A framework for archive interfaces that feel lightweight on first visit yet remain powerful for repeat exploration.
Archive interfaces are easy to simplify in the wrong direction. Some products optimize only for retrieval and become operational dashboards with weak narrative hierarchy, while others optimize only for curation and make precise discovery frustrating for repeat users. Adaptive systems thinking starts by acknowledging that both behaviors are valid and should be supported in one coherent surface.
This article outlines the architecture and interaction principles behind an archive that remains readable on first contact but grows in utility over time. The guiding premise is progressive structure: expose only what supports immediate orientation, then reveal deeper controls when user intent becomes explicit.

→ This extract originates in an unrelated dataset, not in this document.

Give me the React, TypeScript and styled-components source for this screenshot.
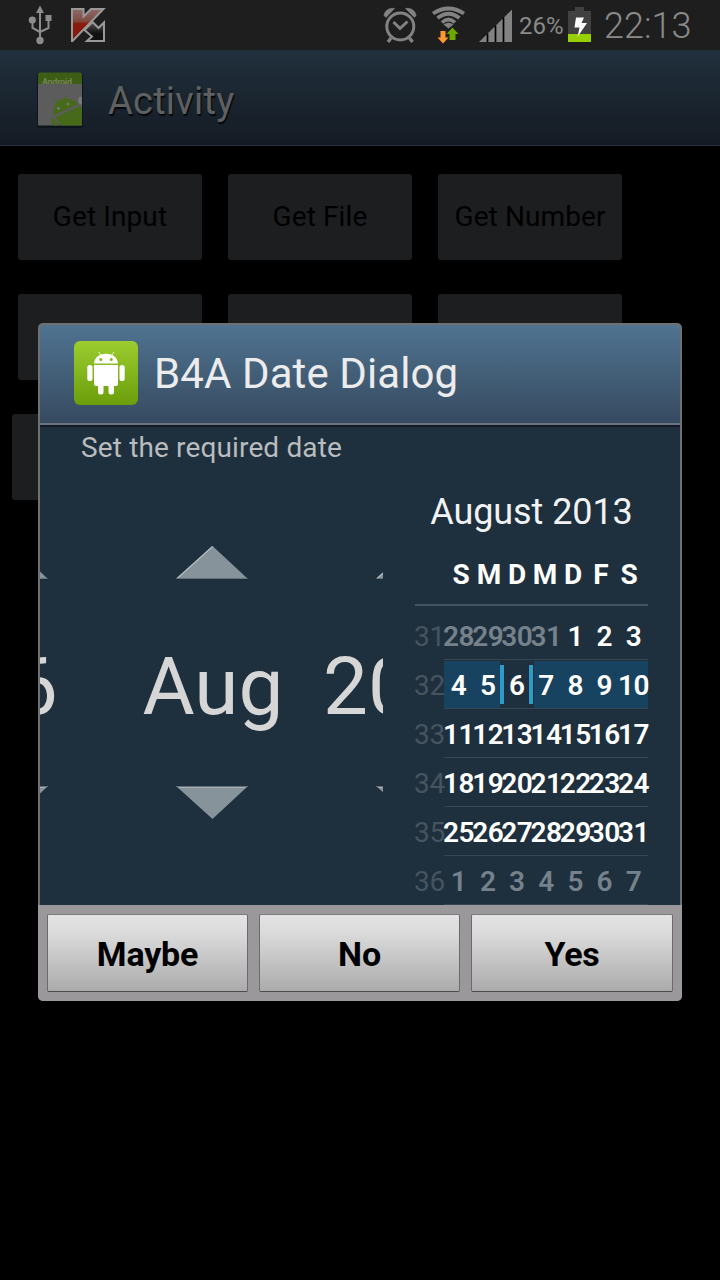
import React from "react";
import styled, { createGlobalStyle } from "styled-components";

const Global = createGlobalStyle`
  *, *::before, *::after { box-sizing: border-box; }
  html, body { margin: 0; padding: 0; background: #000; }
  body { font-family: Roboto, "Liberation Sans", sans-serif; overflow: hidden; }
  svg { display: block; flex: none; }
`;

const Screen = styled.div`
  position: relative;
  width: 720px;
  height: 1280px;
  background: #000;
  overflow: hidden;
`;

const StatusBar = styled.header`
  display: flex;
  justify-content: space-between;
  height: 50px;
  background: #1e1e1e;
  color: #8a8a8a;
`;

const StatusGroup = styled.div<{ $end?: boolean }>`
  display: flex;
  height: 50px;
  padding: ${(p) => (p.$end ? "0 29px 0 0" : "0 0 0 20px")};
`;

const StatusText = styled.span<{ $size: number; $width: number }>`
  width: ${(p) => p.$width}px;
  padding-top: 2px;
  font-size: ${(p) => p.$size}px;
  font-weight: ${(p) => (p.$size > 30 ? 300 : 400)};
  line-height: 48px;
  height: 50px;
  white-space: nowrap;
`;

const ActionBar = styled.div`
  display: flex;
  align-items: center;
  height: 96px;
  padding: 4px 0 0 30px;
  background: linear-gradient(#20303c, #151b24);
  border-bottom: 1px solid #273039;
`;

const ActionTitle = styled.h1`
  margin: 0 0 0 18px;
  padding-top: 2px;
  font-size: 38px;
  font-weight: 400;
  line-height: 48px;
  letter-spacing: 0.25px;
  color: #5f6061;
  text-shadow: 1px 2px 1px #05080b;
`;

const ButtonGrid = styled.main`
  display: flex;
  flex-direction: column;
  gap: 34px;
  padding-top: 28px;
`;

const ButtonRow = styled.div<{ $indent: number }>`
  display: flex;
  gap: 26px;
  padding-left: ${(p) => p.$indent}px;
`;

const GridButton = styled.button`
  width: 184px;
  height: 86px;
  padding: 0;
  border: 0;
  border-radius: 3px;
  background: #1d1e20;
  color: #000;
  font: 400 28px/84px Roboto, sans-serif;
  letter-spacing: 0.1px;
  white-space: nowrap;
`;

const Dialog = styled.section`
  position: absolute;
  left: 38px;
  top: 323px;
  width: 644px;
  height: 678px;
  display: flex;
  flex-direction: column;
  border-radius: 5px;
  background: #6f7070;
  overflow: hidden;
`;

const DialogHeader = styled.div`
  display: flex;
  align-items: flex-start;
  height: 102px;
  margin: 2px 2px 0;
  padding: 16px 0 0 34px;
  border-radius: 3px 3px 0 0;
  border-bottom: 2px solid #121b26;
  background: linear-gradient(#4f7390, #364a60 98px, #66727d 98px);
`;

const DialogTitle = styled.h2`
  margin: 0 0 0 16px;
  padding-top: 5px;
  font-size: 42px;
  font-weight: 400;
  line-height: 56px;
  letter-spacing: 0.1px;
  color: #ececec;
`;

const DialogBody = styled.div`
  flex: 1;
  display: flex;
  flex-direction: column;
  margin: 0 2px;
  background: #1e2f3d;
`;

const Message = styled.p`
  margin: 0;
  padding-left: 41px;
  height: 40px;
  font-size: 28px;
  line-height: 42px;
  letter-spacing: 0.14px;
  color: #b9bcbf;
`;

const Pickers = styled.div`
  flex: 1;
  display: flex;
  gap: 32px;
`;

const SpinnerStrip = styled.div`
  display: flex;
  justify-content: center;
  width: 343px;
  padding-top: 79px;
  overflow: hidden;
`;

const Spinner = styled.div`
  flex: none;
  display: flex;
  flex-direction: column;
  align-items: center;
  width: 200px;
`;

const SpinnerValue = styled.div`
  height: 207px;
  padding-left: 3px;
  font-size: 80px;
  line-height: 217px;
  color: #d6d6d6;
`;

const Calendar = styled.div`
  width: 233px;
  display: flex;
  flex-direction: column;
`;

const MonthTitle = styled.div`
  height: 90px;
  font-size: 36px;
  line-height: 90px;
  text-align: center;
  letter-spacing: -0.08px;
  color: #f1f2f3;
`;

const DayNames = styled.div`
  display: flex;
  height: 49px;
  padding-left: 32px;
  border-bottom: 2px solid #46545f;
  margin-bottom: 5px;
`;

const DayName = styled.span`
  width: 28px;
  font-size: 28px;
  font-weight: 700;
  line-height: 36px;
  text-align: center;
  color: #fff;
`;

const Week = styled.div`
  display: flex;
  height: 49px;
`;

const WeekNumber = styled.span`
  flex: none;
  width: 29px;
  display: flex;
  justify-content: center;
  font-size: 28px;
  line-height: 51px;
  letter-spacing: -0.3px;
  color: #46545f;
`;

const Days = styled.div<{ $active: boolean }>`
  display: flex;
  flex: 1;
  min-width: 0;
  border-bottom: 1px solid #384651;
  border-top: ${(p) => (p.$active ? "1px solid #1e2f3d" : "0")};
  background: ${(p) => (p.$active ? "#184360" : "transparent")};
`;

const Day = styled.span<{ $dim: boolean; $selected: boolean }>`
  position: relative;
  flex: 1 1 0;
  min-width: 0;
  display: flex;
  justify-content: center;
  font-size: 28px;
  font-weight: 600;
  letter-spacing: -0.5px;
  line-height: 51px;
  height: 48px;
  color: ${(p) => (p.$dim ? "#75818b" : "#fff")};

  ${(p) =>
    p.$selected &&
    `
    &::before {
      content: "";
      position: absolute;
      left: -2px;
      right: -3px;
      top: 0;
      bottom: 1px;
      background: #1e2f3d;
    }
    &::after {
      content: "";
      position: absolute;
      left: -2px;
      right: -2px;
      top: 4px;
      height: 39px;
      border: solid #2f9bc9;
      border-width: 0 4px;
    }
  `}
`;

const DayValue = styled.span<{ $active: boolean }>`
  position: relative;
  z-index: 1;
  top: ${(p) => (p.$active ? -1 : 0)}px;
`;

const DialogFooter = styled.div`
  display: grid;
  grid-template-columns: 201px 201px 202px;
  gap: 11px;
  height: 96px;
  padding: 9px;
  background: #9b989b;
`;

const DialogButton = styled.button`
  height: 78px;
  padding: 2px 0 0;
  border: 1px solid #6b6a6b;
  border-top-color: #7d7b7d;
  border-bottom-color: #4c4b4c;
  border-radius: 2px;
  background: linear-gradient(#e3e3e3, #dcdcdc 22%, #ababab);
  color: #000;
  font: 700 34px/74px Roboto, sans-serif;
  letter-spacing: -0.2px;
`;

const UsbIcon = () => (
  <svg width="40" height="50" viewBox="20 0 40 50" fill="none" stroke="#8c8c8c" strokeWidth="2">
    <path d="M40 11V38M32.500 20V28L40 32M48.500 18V28L40 32" />
    <path d="M40 5.500 44 13H36Z" fill="#8c8c8c" stroke="none" />
    <circle cx="32.300" cy="20" r="3.600" fill="#8c8c8c" stroke="none" />
    <path d="M45.500 15H51.500V21H45.500Z" fill="#8c8c8c" stroke="none" />
    <circle cx="40" cy="40.500" r="3.700" fill="#8c8c8c" stroke="none" />
  </svg>
);

const KIcon = () => (
  <svg width="60" height="50" viewBox="60 0 60 50">
    <defs>
      <linearGradient id="kred" x1="0" y1="0" x2="0" y2="1">
        <stop offset="0" stopColor="#8d6c68" />
        <stop offset="0.38" stopColor="#7f4a42" />
        <stop offset="0.46" stopColor="#8a1a0c" />
        <stop offset="1" stopColor="#801b0d" />
      </linearGradient>
      <linearGradient id="kblack" x1="0" y1="0" x2="0" y2="1">
        <stop offset="0" stopColor="#555" />
        <stop offset="0.6" stopColor="#111" />
      </linearGradient>
    </defs>
    <path d="M72 9H83.500V16.500L91 9H103.500L72.500 41H72Z" fill="url(#kred)" stroke="#999" strokeWidth="2" />
    <path d="M84.500 30 92.500 22 98.500 28 104 22.500V41H87L92 36.500Z" fill="url(#kblack)" stroke="#999" strokeWidth="2" />
  </svg>
);

const AlarmIcon = () => (
  <svg width="50" height="50" viewBox="375 0 50 50" fill="none" stroke="#828282">
    <circle cx="400.300" cy="26.500" r="13.500" strokeWidth="3" />
    <path d="M393.500 22 400 28.500 407.500 21.500" strokeWidth="3" />
    <path d="M391 38 388 42M409.500 38 412.500 42" strokeWidth="3.400" />
    <path d="M384 15.500C384.500 11 389 7.500 394.500 8.500L386 17.500ZM416 15.500C415.500 11 411 7.500 405.500 8.500L414.500 17.500Z" fill="#828282" stroke="#828282" strokeWidth="0.600" />
  </svg>
);

const WifiIcon = () => (
  <svg width="50" height="50" viewBox="425 0 50 50" fill="none">
    <path d="M433 13.500Q448.500 3.500 464 13.500M437.500 18Q448.500 9.500 459.500 18M442 22.500Q448.500 16.500 455 22.500" stroke="#828282" strokeWidth="3.700" />
    <path d="M443.500 24.500Q448.500 21 453.500 24.500L448.500 28.500Z" fill="#828282" />
    <path d="M440.500 31H445.500V37.500H448.500L443 43.500 437.500 37.500H440.500Z" fill="#ff9a2e" />
    <path d="M449.500 40V34H446.500L452.500 27.500 458.500 34H455.500V40Z" fill="#6ea700" />
  </svg>
);

const SignalIcon = () => (
  <svg width="44" height="50" viewBox="475 0 44 50">
    <path d="M479 42 512 9.500V42Z" fill="#828282" />
    <path d="M487.500 33.500V42M495.500 25.500V42M503.500 17.500V42" stroke="#000" strokeWidth="1.700" />
  </svg>
);

const BatteryIcon = () => (
  <svg width="36" height="50" viewBox="568 0 36 50">
    <path d="M575 7H584V11H591V42H568V11H575Z" fill="#414141" />
    <path d="M568 34H591V42H568Z" fill="#97d000" />
    <path d="M576 17.500H584L581.500 23H587L577.500 37 579.500 27.500H574.500Z" fill="#fff" />
  </svg>
);

const AppIcon = () => (
  <svg width="60" height="64" viewBox="30 67 60 64">
    <rect x="37" y="73" width="46" height="54" rx="2" fill="#0d1218" opacity="0.800" />
    <path d="M38 74Q38 71.500 40.500 71.500H79.500Q82 71.500 82 74V84H38Z" fill="#3d5c14" />
    <text x="42" y="84" fontSize="9" fontWeight="700" fontFamily="Roboto, sans-serif" fill="#748259" textLength="30">Android</text>
    <path d="M38 83H82V124.500H38Z" fill="#5c5c5c" />
    <path d="M82 95.500A4 4 0 0 0 82 103.500Z" fill="#777" />
    <g fill="#47691a">
      <path d="M53.300 114.500C52.500 104 58 97.500 65.500 97.500 71 97.500 75.500 99.500 78 103Z" />
      <path d="M55.300 116.500 80 105 82 107.500V124.500H61Z" />
      <path d="M51.500 120Q51 116.500 54 117.500L58.500 124.500H53.500Z" />
      <path d="M57 102 53.500 96.500M66 99V94" stroke="#47691a" strokeWidth="1" />
    </g>
    <circle cx="58.500" cy="107.500" r="1.400" fill="#777" />
    <circle cx="68" cy="103" r="1.400" fill="#777" />
  </svg>
);

const RobotIcon = () => (
  <svg width="64" height="64" viewBox="0 0 64 64">
    <defs>
      <linearGradient id="robot" x1="0" y1="0" x2="0" y2="1">
        <stop offset="0" stopColor="#9bcd30" />
        <stop offset="1" stopColor="#6b9d0b" />
      </linearGradient>
    </defs>
    <rect width="64" height="64" rx="6" fill="url(#robot)" />
    <g fill="#fff">
      <path d="M20 22.500C20.500 16 26 12.800 32 12.800S43.500 16 44 22.500Z" />
      <path d="M20 24H44V43Q44 45 42 45H22Q20 45 20 43Z" />
      <rect x="13.300" y="24" width="5.200" height="16" rx="2.600" />
      <rect x="45.500" y="24" width="5.200" height="16" rx="2.600" />
      <rect x="24" y="40" width="5.500" height="13.500" rx="2.500" />
      <rect x="34.500" y="40" width="5.500" height="13.500" rx="2.500" />
    </g>
    <path d="M27 14.500 24.500 10.800M37.500 14.500 40 10.800" stroke="#e9f4cc" strokeWidth="1" />
    <circle cx="26.800" cy="18.600" r="1.500" fill="#84b71f" />
    <circle cx="37.300" cy="18.600" r="1.500" fill="#84b71f" />
  </svg>
);

const UpArrow = () => (
  <svg width="72" height="33" viewBox="0 0 72 33">
    <path d="M0 33 36.500 0 72 33Z" fill="#87939a" />
    <path d="M1 32.500 36.500 0.500" stroke="#b4bcc0" strokeWidth="1.200" />
    <path d="M1 32.500H71" stroke="#65717a" strokeWidth="1" />
  </svg>
);

const DownArrow = () => (
  <svg width="72" height="33" viewBox="0 0 72 33">
    <path d="M0 0H72L36.500 33Z" fill="#87939a" />
    <path d="M0 0.500H72" stroke="#65717a" strokeWidth="1" />
    <path d="M2 1.500H70" stroke="#a4aeb3" strokeWidth="1" />
  </svg>
);

const dayNames = ["S", "M", "D", "M", "D", "F", "S"];
const weeks = [
  { number: 31, days: [28, 29, 30, 31, 1, 2, 3] },
  { number: 32, days: [4, 5, 6, 7, 8, 9, 10] },
  { number: 33, days: [11, 12, 13, 14, 15, 16, 17] },
  { number: 34, days: [18, 19, 20, 21, 22, 23, 24] },
  { number: 35, days: [25, 26, 27, 28, 29, 30, 31] },
  { number: 36, days: [1, 2, 3, 4, 5, 6, 7] },
];

const isOutside = (week: number, day: number) =>
  (week === 31 && day > 7) || week === 36;

export default function App() {
  return (
    <Screen>
      <Global />
      <StatusBar>
        <StatusGroup>
          <UsbIcon />
          <KIcon />
        </StatusGroup>
        <StatusGroup $end>
          <AlarmIcon />
          <WifiIcon />
          <SignalIcon />
          <StatusText $size={24} $width={49}>26%</StatusText>
          <BatteryIcon />
          <StatusText $size={36} $width={87}>22:13</StatusText>
        </StatusGroup>
      </StatusBar>
      <ActionBar>
        <AppIcon />
        <ActionTitle>Activity</ActionTitle>
      </ActionBar>
      <ButtonGrid>
        <ButtonRow $indent={18}>
          <GridButton>Get Input</GridButton>
          <GridButton>Get File</GridButton>
          <GridButton>Get Number</GridButton>
        </ButtonRow>
        <ButtonRow $indent={18}>
          <GridButton />
          <GridButton />
          <GridButton />
        </ButtonRow>
        <ButtonRow $indent={12}>
          <GridButton />
        </ButtonRow>
      </ButtonGrid>
      <Dialog>
        <DialogHeader>
          <RobotIcon />
          <DialogTitle>B4A Date Dialog</DialogTitle>
        </DialogHeader>
        <DialogBody>
          <Message>Set the required date</Message>
          <Pickers>
            <SpinnerStrip>
              {["06", "Aug", "2013"].map((value) => (
                <Spinner key={value}>
                  <UpArrow />
                  <SpinnerValue>{value}</SpinnerValue>
                  <DownArrow />
                </Spinner>
              ))}
            </SpinnerStrip>
            <Calendar>
              <MonthTitle>August 2013</MonthTitle>
              <DayNames>
                {dayNames.map((name, i) => (
                  <DayName key={i}>{name}</DayName>
                ))}
              </DayNames>
              {weeks.map((week) => (
                <Week key={week.number}>
                  <WeekNumber>{week.number}</WeekNumber>
                  <Days $active={week.number === 32}>
                    {week.days.map((day) => (
                      <Day
                        key={day}
                        $dim={isOutside(week.number, day)}
                        $selected={week.number === 32 && day === 6}
                      >
                        <DayValue $active={week.number === 32}>{day}</DayValue>
                      </Day>
                    ))}
                  </Days>
                </Week>
              ))}
            </Calendar>
          </Pickers>
        </DialogBody>
        <DialogFooter>
          <DialogButton>Maybe</DialogButton>
          <DialogButton>No</DialogButton>
          <DialogButton>Yes</DialogButton>
        </DialogFooter>
      </Dialog>
    </Screen>
  );
}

Metadata was reframed as narrative scaffolding rather than utility chrome. Topic labels, post type markers, and date signals are not secondary details; they are the elements that help readers build confidence while scanning. When these cues are consistent and legible, users can move between high-level exploration and precise lookup without switching mental models.
Most archive regressions begin as attention conflicts. Filtering controls, category systems, and summaries all compete for visual priority, leaving users unsure where to look first. This is especially harmful on medium viewports where there is not enough space for every signal to stay prominent.
A robust archive resolves this by making the content list the primary visual anchor and treating controls as optional refinement layers. Readers should always understand what exists before being asked how to filter it.
Entries are modeled with stable metadata fields and concise summaries so scanning behavior is predictable across routes. Consistency in structure is what enables depth without confusion. Users can compare entries quickly because the same information appears in the same order every time.
Topic and technology dimensions are intentionally separated to support both conceptual browsing and implementation-specific retrieval. This avoids overloading a single taxonomy and keeps filtering behavior mentally tractable during longer sessions.
Interaction choices favor calm continuity over novelty. Subtle focus and hover states are sufficient when hierarchy is strong, and transition behavior should preserve context rather than draw attention to itself. Readers come for information, not interface theatrics.
Control panels are anchored near triggers and avoid full-screen takeovers that reset orientation. This preserves list context and reduces the friction of iterative filtering, especially for users comparing multiple entries in sequence.
We evaluate archive quality with three practical tasks: quick scan, precision retrieval, and thematic exploration. Each task exposes different weaknesses in hierarchy, taxonomy clarity, and interaction pacing. A system that performs well in one mode only is still incomplete.
Metrics include time to first relevant entry, confidence in applied filters, and whether users continue into related content after opening an article. These signals anchor design decisions in observed behavior instead of subjective preference.
The next iteration will test relevance cues that blend recency, thematic alignment, and editorial curation without hiding intentional sequencing. Ranking should guide discovery while preserving authorial voice.
We are also exploring lightweight saved views for repeat visitors who use the archive as an operational reference. Long-term value comes from making the interface useful on the tenth visit, not only impressive on the first.